→ **TASK STATEMENT**
Set down, word for word, only the lines from the start of the records through the line bearing "import React from"; include no pictures.

======== GIVEN RECORDS ========

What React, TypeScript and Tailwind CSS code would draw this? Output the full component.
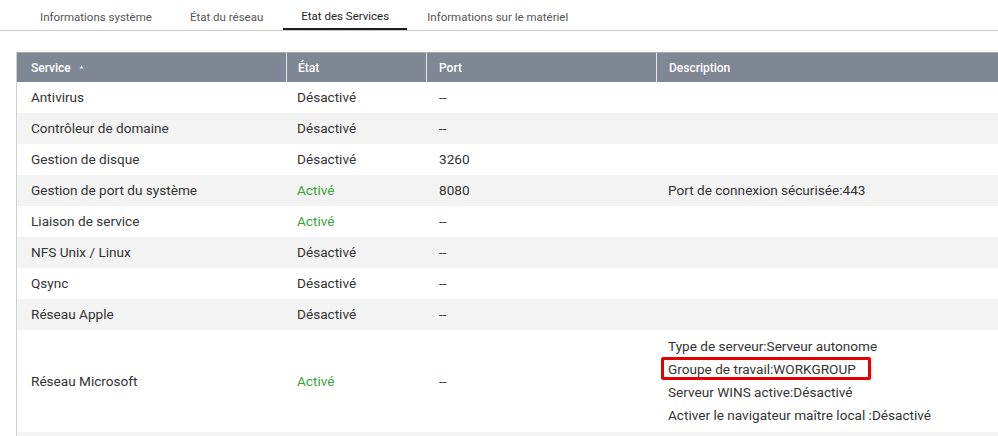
import React from "react";

const rows: { name: string; on: boolean; port: string; desc?: string }[] = [
  { name: "Antivirus", on: false, port: "--" },
  { name: "Contrôleur de domaine", on: false, port: "--" },
  { name: "Gestion de disque", on: false, port: "3260" },
  { name: "Gestion de port du système", on: true, port: "8080", desc: "Port de connexion sécurisée:443" },
  { name: "Liaison de service", on: true, port: "--" },
  { name: "NFS Unix / Linux", on: false, port: "--" },
  { name: "Qsync", on: false, port: "--" },
  { name: "Réseau Apple", on: false, port: "--" },
];

const tabs = ["Informations système", "État du réseau", "Etat des Services", "Informations sur le matériel"];

export default function App() {
  return (
    <div
      className="w-[998px] h-[436px] overflow-hidden bg-white text-[#333]"
      style={{ fontFamily: "Roboto, 'Noto Sans', sans-serif" }}
    >
      <div className="h-[31px] border-b border-[#c9c9c9] flex pl-[22px] gap-[2px]">
        {tabs.map((t, i) => (
          <div
            key={t}
            className={
              i === 2
                ? "h-[30px] px-[18px] pt-[5px] flex items-center text-[11.5px] text-[#1e1e1e] border-b-2 border-[#1e1e1e]"
                : "h-[30px] px-[18px] pt-[6px] flex items-center text-[11.5px] text-[#555]"
            }
          >
            {t}
          </div>
        ))}
      </div>

      <div className="ml-[16px] mt-[21px] border-l border-[#cfcfcf] w-[1000px]">
        <div className="grid grid-cols-[269px_140px_230px_1fr] h-[30px] bg-[#7f8694] text-white text-[12px] font-medium border-t border-[#a9aeb8]">
          <div className="flex items-center pl-[14px] gap-[8px]">
            <span>Service</span>
            <svg width="5" height="4" viewBox="0 0 5 4" className="mt-[-2px]">
              <path d="M2.5 0.5 L4.5 3.5 L0.5 3.5 Z" fill="#e8eaee" />
            </svg>
          </div>
          <div className="flex items-center pl-[11px] border-l border-[#e4e6ea]">État</div>
          <div className="flex items-center pl-[12px] border-l border-[#e4e6ea]">Port</div>
          <div className="flex items-center pl-[12px] border-l border-[#e4e6ea]">Description</div>
        </div>

        {rows.map((r, i) => (
          <div
            key={r.name}
            className={
              "grid grid-cols-[269px_140px_230px_1fr] h-[31px] items-center text-[13.6px] " +
              (i % 2 === 1 ? "bg-[#f3f3f3]" : "bg-white")
            }
          >
            <div className="pl-[14px]">{r.name}</div>
            <div className={r.on ? "pl-[11px] text-[#3aa63a]" : "pl-[11px]"}>{r.on ? "Activé" : "Désactivé"}</div>
            <div className="pl-[13px]">{r.port}</div>
            <div className="pl-[12px]">{r.desc ?? ""}</div>
          </div>
        ))}

        <div className="grid grid-cols-[269px_140px_230px_1fr] h-[102px] items-center text-[13.6px] bg-white">
          <div className="pl-[14px]">Réseau Microsoft</div>
          <div className="pl-[11px] text-[#3aa63a]">Activé</div>
          <div className="pl-[13px]">--</div>
          <div className="pl-[12px] leading-[23px] flex flex-col items-start">
            <span>Type de serveur:Serveur autonome</span>
            <span className="relative">
              Groupe de travail:WORKGROUP
              <span className="absolute left-[-7px] right-[-15px] top-[-1px] bottom-[1px] border-[3px] border-[#e30000] rounded-[2px]" />
            </span>
            <span>Serveur WINS active:Désactivé</span>
            <span>Activer le navigateur maître local :Désactivé</span>
          </div>
        </div>
        <div className="h-[31px] bg-[#f3f3f3]" />
      </div>
    </div>
  );
}
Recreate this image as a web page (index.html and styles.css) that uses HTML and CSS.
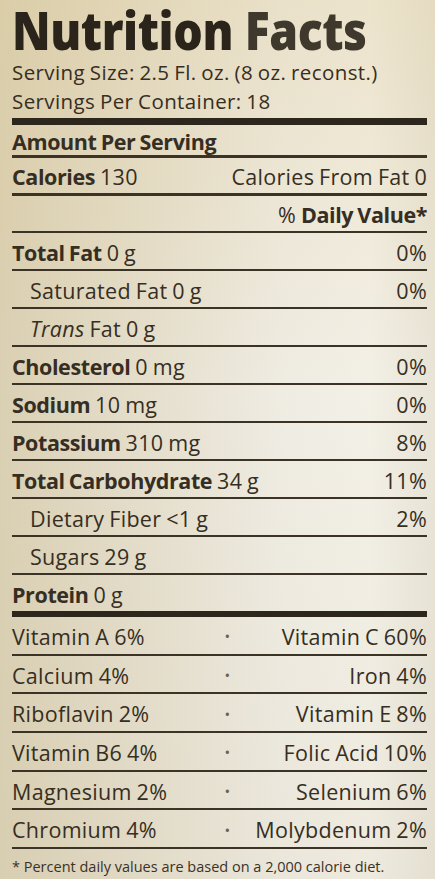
FILE: index.html
```html
<!DOCTYPE html>
<html lang="en">
<head>
  <meta charset="UTF-8">
  <title>Nutrition Facts</title>
  <link rel="stylesheet" href="styles.css">
</head>
<body>
<div class="label">
  <h1>Nutrition <span class="glare">Facts</span></h1>
  <div class="serving">Serving Size: 2.5 Fl. oz. (8 oz. reconst.)</div>
  <div class="serving">Servings Per Container: 18</div>
  <div class="bar"></div>

  <div class="row amount"><b>Amount Per Serving</b></div>
  <div class="row thick"><span><b>Calories</b> 130</span><span>Calories From Fat 0</span></div>
  <div class="row dv"><span></span><span>% <b>Daily Value*</b></span></div>

  <div class="row"><span><b>Total Fat</b> 0 g</span><span>0%</span></div>
  <div class="row sub"><span>Saturated Fat 0 g</span><span>0%</span></div>
  <div class="row sub"><span><i>Trans</i> Fat 0 g</span><span></span></div>
  <div class="row"><span><b>Cholesterol</b> 0 mg</span><span>0%</span></div>
  <div class="row"><span><b>Sodium</b> 10 mg</span><span>0%</span></div>
  <div class="row"><span><b>Potassium</b> 310 mg</span><span>8%</span></div>
  <div class="row"><span><b>Total Carbohydrate</b> 34 g</span><span>11%</span></div>
  <div class="row sub"><span>Dietary Fiber &lt;1 g</span><span>2%</span></div>
  <div class="row sub"><span>Sugars 29 g</span><span></span></div>
  <div class="row last"><span><b>Protein</b> 0 g</span><span></span></div>
  <div class="bar small"></div>

  <div class="row vit"><span>Vitamin A 6%</span><span class="dot">•</span><span class="right">Vitamin C 60%</span></div>
  <div class="row vit"><span>Calcium 4%</span><span class="dot">•</span><span class="right">Iron 4%</span></div>
  <div class="row vit"><span>Riboflavin 2%</span><span class="dot">•</span><span class="right">Vitamin E 8%</span></div>
  <div class="row vit"><span>Vitamin B6 4%</span><span class="dot">•</span><span class="right">Folic Acid 10%</span></div>
  <div class="row vit"><span>Magnesium 2%</span><span class="dot">•</span><span class="right">Selenium 6%</span></div>
  <div class="row vit"><span>Chromium 4%</span><span class="dot">•</span><span class="right">Molybdenum 2%</span></div>

  <p class="note">* Percent daily values are based on a 2,000 calorie diet.</p>
</div>
</body>
</html>
```

FILE: styles.css
```css
html, body {
  margin: 0;
  padding: 0;
}
body {
  width: 435px;
  height: 879px;
  overflow: hidden;
  font-family: 'Open Sans', 'DejaVu Sans', sans-serif;
  color: #362e22;
  background:
    linear-gradient(to bottom, rgba(220, 198, 140, 0.3), rgba(225, 205, 150, 0) 45%, rgba(200, 190, 160, 0.12) 100%),
    linear-gradient(to right, #dad0b4 0%, #e4ddca 30%, #efece3 65%, #f3f0e7 85%, #e8e4d7 100%);
}
.label {
  padding: 0 8px 0 12px;
}
h1 {
  margin: 0;
  padding-top: 2px;
  height: 56px;
  font-size: 53px;
  line-height: 56px;
  font-weight: 800;
  letter-spacing: -0.5px;
  white-space: nowrap;
  transform: scaleX(0.875);
  transform-origin: left center;
  color: #2b241b;
}
h1 .glare {
  color: #3f382d;
}
.serving {
  font-size: 20.5px;
  line-height: 29px;
  letter-spacing: 0.4px;
  word-spacing: -1px;
  white-space: nowrap;
}
.bar {
  height: 7px;
  background: #2d261c;
  margin-top: 2px;
}
.bar.small {
  height: 6px;
  margin-top: 0;
}
.row {
  box-sizing: border-box;
  height: 38px;
  border-bottom: 2px solid #3b3326;
  display: flex;
  justify-content: space-between;
  align-items: center;
  padding-top: 2px;
  font-size: 21.5px;
  letter-spacing: 0.3px;
  word-spacing: -1px;
  white-space: nowrap;
}
.row b {
  font-weight: 700;
  letter-spacing: -0.4px;
}
.row.amount {
  height: 33px;
  border-bottom-width: 3px;
}
.row.thick {
  border-bottom-width: 3px;
}
.row.dv {
  height: 37px;
}
.row.sub {
  padding-left: 18px;
}
.row.last {
  border-bottom: none;
  height: 36px;
}
.row.vit {
  height: 38.7px;
}
.row.vit > span:first-child {
  flex: 1;
}
.row.vit .right {
  flex: 1;
  text-align: right;
}
.row.vit .dot {
  width: 40px;
  padding-left: 16px;
  box-sizing: border-box;
  text-align: center;
  font-size: 15px;
  color: #6a6252;
}
.note {
  margin: 8px 0 0;
  font-size: 14.5px;
  letter-spacing: 0;
  color: #3a3226;
  white-space: nowrap;
}
```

========

→ **THE OUTPUT**
What React, TypeScript and Tailwind CSS code would draw this? Output the full component.
import React from "react";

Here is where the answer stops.